For Connelly, what makes a great hot sauce is displayed clearly in Irish Spike’s motto, “Flavor. Balance. Heat.”
“It’s all about balance. Flavor, balance, heat, in that order,” he said.
Connelly collaborates with many local businesses to obtain ingredients for the sauces. Kamiak Coffee, based in Moscow, is featured in the Red Eye Whiskey and Coffee hot sauce, and Pullman’s Paradise Creek Brewery beer is featured in the Drunken Red and Drunken Green hot sauces. The Black Cherry Abyss hot sauce is used in Moscow’s Panhandle Cone & Coffee’s Cherry Habanero Swirl ice cream. Connelly also rebrands several of his sauces by renaming them for area businesses, including Café Artista, Paradise Grill and Café, Stax and more.
Irish Spike’s logos and bottle art highlight artists from around the country. Lauren Seeley, a New York-based artist, recently designed the Black Cherry Abyss bottle art.
Griffin Rod, co-owner of The Breakfast Club, feels that Connelly and Irish Spike’s have enhanced business overall at the restaurant, as has its house-brand hot sauce, Vandal Pepper Sauce.
“The partnership that’s come along with him making our sauces and working here has so many benefits,” Rod said. “It’s enhanced the overall byproduct of The Breakfast Club.

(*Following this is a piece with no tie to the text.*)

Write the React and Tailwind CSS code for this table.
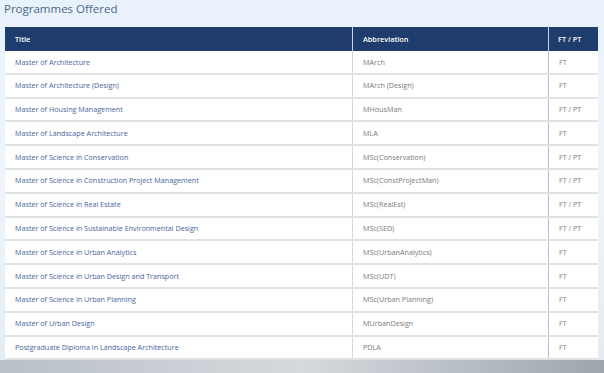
const programmes = [
  ["Master of Architecture", "MArch", "FT"],
  ["Master of Architecture (Design)", "MArch (Design)", "FT"],
  ["Master of Housing Management", "MHousMan", "FT / PT"],
  ["Master of Landscape Architecture", "MLA", "FT"],
  ["Master of Science in Conservation", "MSc(Conservation)", "FT / PT"],
  ["Master of Science in Construction Project Management", "MSc(ConstProjectMan)", "FT / PT"],
  ["Master of Science in Real Estate", "MSc(RealEst)", "FT / PT"],
  ["Master of Science in Sustainable Environmental Design", "MSc(SED)", "FT / PT"],
  ["Master of Science in Urban Analytics", "MSc(UrbanAnalytics)", "FT"],
  ["Master of Science in Urban Design and Transport", "MSc(UDT)", "FT"],
  ["Master of Science in Urban Planning", "MSc(Urban Planning)", "FT"],
  ["Master of Urban Design", "MUrbanDesign", "FT"],
  ["Postgraduate Diploma in Landscape Architecture", "PDLA", "FT"],
];

export default function App() {
  return (
    <div
      className="w-[604px] h-[373px] overflow-hidden flex flex-col bg-gradient-to-b from-[#e9f2fc] via-[#eef4fa] to-[#e4ebf2]"
      style={{ fontFamily: '"Open Sans", "Noto Sans", sans-serif' }}
    >
      <h2 className="px-[4px] pt-[1px] h-[27px] text-[11.5px] text-[#4b6786] leading-[16px]">
        Programmes Offered
      </h2>

      <div className="mx-[5px] w-[593px]">
        {/* header */}
        <div className="flex h-[24px] bg-[#1e3d6c] text-white text-[7.3px] font-semibold">
          <div className="w-[348px] flex items-center pl-[10px] border-r border-[#c9d4e2]">Title</div>
          <div className="w-[196px] flex items-center pl-[10px] border-r border-[#c9d4e2]">Abbreviation</div>
          <div className="flex-1 flex items-center pl-[9px]">FT / PT</div>
        </div>

        {/* rows */}
        {programmes.map(([title, abbr, mode]) => (
          <div
            key={title}
            className="flex h-[23.8px] bg-white border-b-2 border-[#dfe2e6] text-[7.2px]"
          >
            <div className="w-[348px] flex items-center pl-[10px] text-[#4a63a0] border-r border-[#d4d7db]">
              {title}
            </div>
            <div className="w-[196px] flex items-center pl-[10px] text-[#7a7a7a] border-r border-[#b9bcc0]">
              {abbr}
            </div>
            <div className="flex-1 flex items-center pl-[10px] text-[#7a7a7a]">{mode}</div>
          </div>
        ))}
      </div>

      {/* building photo strip */}
      <div className="flex-1 bg-gradient-to-r from-[#b9c0c6] via-[#d5dade] to-[#9ea6ad]" />
    </div>
  );
}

It’s been a bonus for both parties involved. But first and foremost, I enjoy Spike. He’s super passionate. He’s intelligent. He’s got a great sense of humor. Having him and his family there helping us fine-tune the business has been an incredible, unpredicted bonus to having him there.”

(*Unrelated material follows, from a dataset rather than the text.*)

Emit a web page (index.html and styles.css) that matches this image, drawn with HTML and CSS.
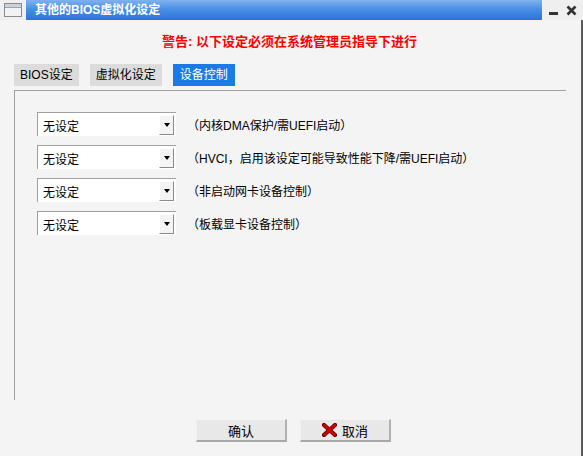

Offering a wide variety of sauces for sale has created excitement in new and returning customers, Rod said.
“They love it. The people who are into it are really, really into it. We get guests that come in that ask for a whole caddy. Having 18 different sauces is such a unique thing to present to customers.”
For the future of Irish Spike’s brand, Connelly hopes to find a larger facility somewhere in Moscow, grow his business, and be able to hire more employees.

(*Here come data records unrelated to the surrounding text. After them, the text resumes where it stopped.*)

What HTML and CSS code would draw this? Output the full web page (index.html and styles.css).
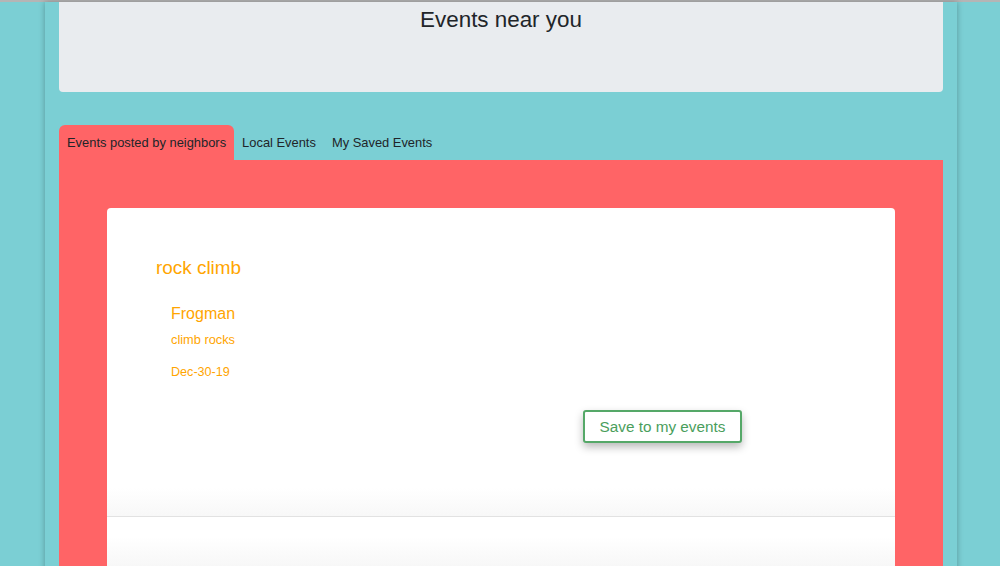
FILE: index.html
```html
<!DOCTYPE html>
<html>
<head>
<meta charset="utf-8">
<link rel="stylesheet" href="styles.css">
</head>
<body>
<div class="topline"></div>
<div class="page">
  <div class="jumbo">
    <h1 class="title">Events near you</h1>
  </div>
  <div class="tabs">
    <div class="tab active">Events posted by neighbors</div>
    <div class="tab">Local Events</div>
    <div class="tab">My Saved Events</div>
  </div>
  <div class="panel">
    <div class="card">
      <h2 class="ev-title">rock climb</h2>
      <div class="ev-body">
        <div class="ev-user">Frogman</div>
        <div class="ev-desc">climb rocks</div>
        <div class="ev-date">Dec-30-19</div>
      </div>
      <div class="actions">
        <button class="save">Save to my events</button>
      </div>
    </div>
    <div class="card second"></div>
  </div>
</div>
</body>
</html>
```
FILE: styles.css
```css
html, body {
  margin: 0;
  padding: 0;
  height: 566px;
  overflow: hidden;
}
body {
  background: #7bcfd4;
  font-family: "Liberation Sans", Arial, sans-serif;
  color: #212529;
  padding-left: 2px;
}
.topline {
  height: 2px;
  background: #b5b5b5;
  margin-left: -2px;
}
.page {
  width: 884px;
  margin: 0 auto;
  padding: 0 14px;
  height: 600px;
  background: #7bcfd4;
  box-shadow: 0 0 6px rgba(0,0,0,0.28);
}
.jumbo {
  background: #e9ecef;
  height: 90px;
  border-radius: 0 0 4px 4px;
  display: flex;
  justify-content: center;
}
.title {
  margin: 4px 0 0;
  font-size: 22.4px;
  font-weight: 400;
  line-height: 28px;
}
.tabs {
  display: flex;
  margin-top: 33px;
  height: 35px;
  align-items: stretch;
}
.tab {
  font-size: 12.9px;
  padding: 0 8px 1px;
  display: flex;
  align-items: center;
  color: #212529;
}
.tab.active {
  background: #ff6466;
  border-radius: 6px 6px 0 0;
}
.panel {
  background: #ff6466;
  padding: 48px 48px 0;
  height: 400px;
}
.card {
  background: linear-gradient(to bottom, #ffffff 0, #ffffff 280px, #f8f8f8 307px);
  border-radius: 4px 4px 0 0;
  height: 308px;
  border-bottom: 1px solid #e2e2e2;
  padding: 0 48px;
}
.card.second {
  border-radius: 0;
  height: 60px;
  background: linear-gradient(to bottom, #ffffff 0, #ffffff 20px, #f7f7f7 50px);
  border-bottom: none;
}
.ev-title {
  margin: 0;
  padding-top: 48px;
  padding-left: 1px;
  font-size: 18.9px;
  font-weight: 400;
  color: #ffa500;
  line-height: 24px;
}
.ev-body {
  padding-left: 16px;
  color: #ffa500;
  margin-top: 23px;
}
.ev-user {
  font-size: 16px;
  line-height: 22px;
}
.ev-desc {
  font-size: 12.8px;
  margin-top: 8px;
  line-height: 14px;
}
.ev-date {
  font-size: 12.6px;
  margin-top: 18px;
  line-height: 14px;
}
.actions {
  margin-top: 31px;
  padding-left: 428px;
}
.save {
  background: #fff;
  border: 2px solid #55a868;
  color: #4a9e5c;
  border-radius: 3px;
  font-family: "Liberation Sans", Arial, sans-serif;
  font-size: 15.3px;
  width: 159px;
  height: 33px;
  padding: 0;
  box-shadow: 0 4px 8px rgba(0,0,0,0.28);
}
```
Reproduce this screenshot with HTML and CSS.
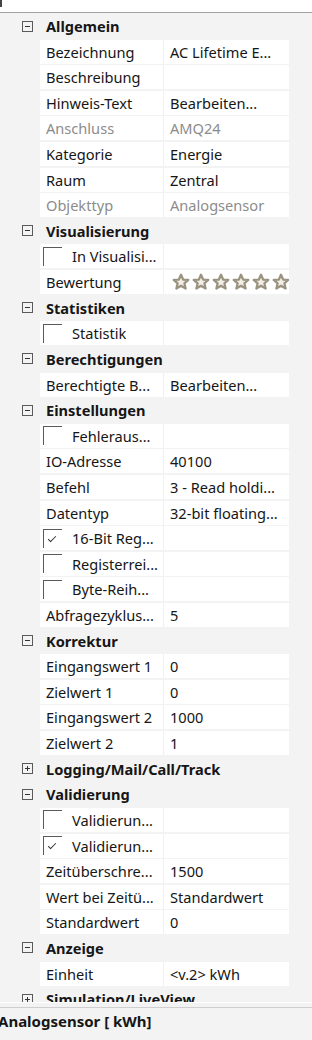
FILE: index.html
```html
<!DOCTYPE html>
<html lang="de">
<head>
    <meta charset="UTF-8">
    <meta name="viewport" content="width=device-width, initial-scale=1.0">
    <title>Eigenschaften</title>
<link rel="stylesheet" href="styles.css">
</head>
<body>
    <div class="topbar"><span class="topmark"></span></div>

    <div class="grid">
        <!-- Allgemein -->
        <div class="cat"><span class="exp minus"></span>Allgemein</div>
        <div class="row"><div class="name">Bezeichnung</div><div class="val">AC Lifetime E...</div></div>
        <div class="row"><div class="name">Beschreibung</div><div class="val"></div></div>
        <div class="row"><div class="name">Hinweis-Text</div><div class="val">Bearbeiten...</div></div>
        <div class="row off"><div class="name">Anschluss</div><div class="val">AMQ24</div></div>
        <div class="row"><div class="name">Kategorie</div><div class="val">Energie</div></div>
        <div class="row"><div class="name">Raum</div><div class="val">Zentral</div></div>
        <div class="row off"><div class="name">Objekttyp</div><div class="val">Analogsensor</div></div>

        <div class="cat"><span class="exp minus"></span>Visualisierung</div>
        <div class="row"><div class="name"><span class="chk"></span>In Visualisi...</div><div class="val"></div></div>
        <div class="row"><div class="name">Bewertung</div>
            <div class="val stars">
                <svg class="star" viewBox="0 0 16 16"><path d="M8 1.5l1.9 4.3 4.6.4-3.5 3 1.1 4.6L8 11.4l-4.1 2.4 1.1-4.6-3.5-3 4.6-.4z"/></svg>
                <svg class="star" viewBox="0 0 16 16"><path d="M8 1.5l1.9 4.3 4.6.4-3.5 3 1.1 4.6L8 11.4l-4.1 2.4 1.1-4.6-3.5-3 4.6-.4z"/></svg>
                <svg class="star" viewBox="0 0 16 16"><path d="M8 1.5l1.9 4.3 4.6.4-3.5 3 1.1 4.6L8 11.4l-4.1 2.4 1.1-4.6-3.5-3 4.6-.4z"/></svg>
                <svg class="star" viewBox="0 0 16 16"><path d="M8 1.5l1.9 4.3 4.6.4-3.5 3 1.1 4.6L8 11.4l-4.1 2.4 1.1-4.6-3.5-3 4.6-.4z"/></svg>
                <svg class="star" viewBox="0 0 16 16"><path d="M8 1.5l1.9 4.3 4.6.4-3.5 3 1.1 4.6L8 11.4l-4.1 2.4 1.1-4.6-3.5-3 4.6-.4z"/></svg>
                <svg class="star" viewBox="0 0 16 16"><path d="M8 1.5l1.9 4.3 4.6.4-3.5 3 1.1 4.6L8 11.4l-4.1 2.4 1.1-4.6-3.5-3 4.6-.4z"/></svg>
            </div>
        </div>

        <div class="cat"><span class="exp minus"></span>Statistiken</div>
        <div class="row"><div class="name"><span class="chk"></span>Statistik</div><div class="val"></div></div>

        <div class="cat"><span class="exp minus"></span>Berechtigungen</div>
        <div class="row"><div class="name">Berechtigte B...</div><div class="val">Bearbeiten...</div></div>

        <div class="cat"><span class="exp minus"></span>Einstellungen</div>
        <div class="row"><div class="name"><span class="chk"></span>Fehleraus...</div><div class="val"></div></div>
        <div class="row"><div class="name">IO-Adresse</div><div class="val">40100</div></div>
        <div class="row"><div class="name">Befehl</div><div class="val">3 - Read holdi...</div></div>
        <div class="row"><div class="name">Datentyp</div><div class="val">32-bit floating...</div></div>
        <div class="row"><div class="name"><span class="chk on"></span>16-Bit Reg...</div><div class="val"></div></div>
        <div class="row"><div class="name"><span class="chk"></span>Registerrei...</div><div class="val"></div></div>
        <div class="row"><div class="name"><span class="chk"></span>Byte-Reih...</div><div class="val"></div></div>
        <div class="row"><div class="name">Abfragezyklus...</div><div class="val">5</div></div>

        <div class="cat"><span class="exp minus"></span>Korrektur</div>
        <div class="row"><div class="name">Eingangswert 1</div><div class="val">0</div></div>
        <div class="row"><div class="name">Zielwert 1</div><div class="val">0</div></div>
        <div class="row"><div class="name">Eingangswert 2</div><div class="val">1000</div></div>
        <div class="row"><div class="name">Zielwert 2</div><div class="val">1</div></div>

        <div class="cat"><span class="exp plus"></span>Logging/Mail/Call/Track</div>

        <div class="cat"><span class="exp minus"></span>Validierung</div>
        <div class="row"><div class="name"><span class="chk"></span>Validierun...</div><div class="val"></div></div>
        <div class="row"><div class="name"><span class="chk on"></span>Validierun...</div><div class="val"></div></div>
        <div class="row"><div class="name">Zeitüberschre...</div><div class="val">1500</div></div>
        <div class="row"><div class="name">Wert bei Zeitü...</div><div class="val">Standardwert</div></div>
        <div class="row"><div class="name">Standardwert</div><div class="val">0</div></div>

        <div class="cat"><span class="exp minus"></span>Anzeige</div>
        <div class="row"><div class="name">Einheit</div><div class="val">&lt;v.2&gt; kWh</div></div>

        <div class="cat"><span class="exp plus"></span>Simulation/LiveView</div>
    </div>

    <div class="status">Analogsensor [ kWh]</div>
</body>
</html>
```

FILE: styles.css
```css
body{
    margin: 0;
    background-color: #f3f3f3;
    font-family: "Noto Sans", "Open Sans", sans-serif;
    font-size: 14.6px;
    color: #161616;
    width: 312px;
    height: 1040px;
    overflow: hidden;
}
.topbar{
    height: 12px;
    background-color: #fff;
    border-bottom: 1px solid #a3a3a3;
    position: relative;
}
.topmark{/*잘린 아이콘 조각*/
    position: absolute;
    left: 0;
    top: 0;
    width: 2px;
    height: 7px;
    background-color: #444;
}
.grid{
    height: 988px;
    padding-top: 1px;
    overflow: hidden;
    border-bottom: 1px solid #fff;
}
.cat{
    height: 24px;
    margin-bottom: 1.62px;
    display: flex;
    align-items: center;
    padding-left: 22px;
    font-weight: bold;
    white-space: nowrap;
}
.exp{
    width: 9px;
    height: 9px;
    border: 1px solid #5a5a5a;
    margin-right: 13px;
    position: relative;
    flex: none;
}
.exp::before{
    content: "";
    position: absolute;
    left: 2px;
    top: 4px;
    width: 5px;
    height: 1px;
    background-color: #333;
}
.exp.plus::after{
    content: "";
    position: absolute;
    left: 4px;
    top: 2px;
    width: 1px;
    height: 5px;
    background-color: #333;
}
.row{
    height: 24px;
    margin-bottom: 1.62px;
    margin-left: 40px;
    width: 249px;
    display: flex;
    background-color: #fff;
}
.name{
    width: 117px;
    padding-left: 6px;
    border-right: 1px solid #f0f0f0;
    display: flex;
    align-items: center;
    white-space: nowrap;
    overflow: hidden;
}
.val{
    flex: 1;
    padding-left: 6px;
    display: flex;
    align-items: center;
    white-space: nowrap;
    overflow: hidden;
}
.off .name, .off .val{
    color: #8c8c8c;
}
.chk{
    width: 18px;
    height: 18px;
    border-top: 1px solid #5a5a5a;
    border-left: 1px solid #5a5a5a;
    margin-left: -3px;
    margin-right: 10px;
    position: relative;
    flex: none;
}
.chk.on::after{/*체크 표시*/
    content: "";
    position: absolute;
    left: 4px;
    top: 6px;
    width: 7px;
    height: 3px;
    border-left: 1.5px solid #333;
    border-bottom: 1.5px solid #333;
    transform: rotate(-45deg);
}
.stars{
    padding-left: 8px;
    gap: 2px;
}
.star{
    width: 18px;
    height: 18px;
    flex: none;
}
.star path{
    fill: #f1eee6;
    stroke: #9a9380;
    stroke-width: 2;
    stroke-linejoin: round;
}
.status{
    margin-top: 4px;
    border-top: 1px solid #cfcfcf;
    height: 26px;
    display: flex;
    align-items: center;
    margin-left: -2px;
    font-weight: bold;
    font-size: 15px;
}
```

“I want to be able to pay people to make their lives better,” he said. “We’ve got great employees, and we work really hard to make sure that they get taken care of as best we can. I want to continue that and hopefully grow, and be a part of the community in that way. That’s my No. 1 goal, more than the hot sauce.”
Irish Spike’s hot sauce can be purchased at The Breakfast Club or online.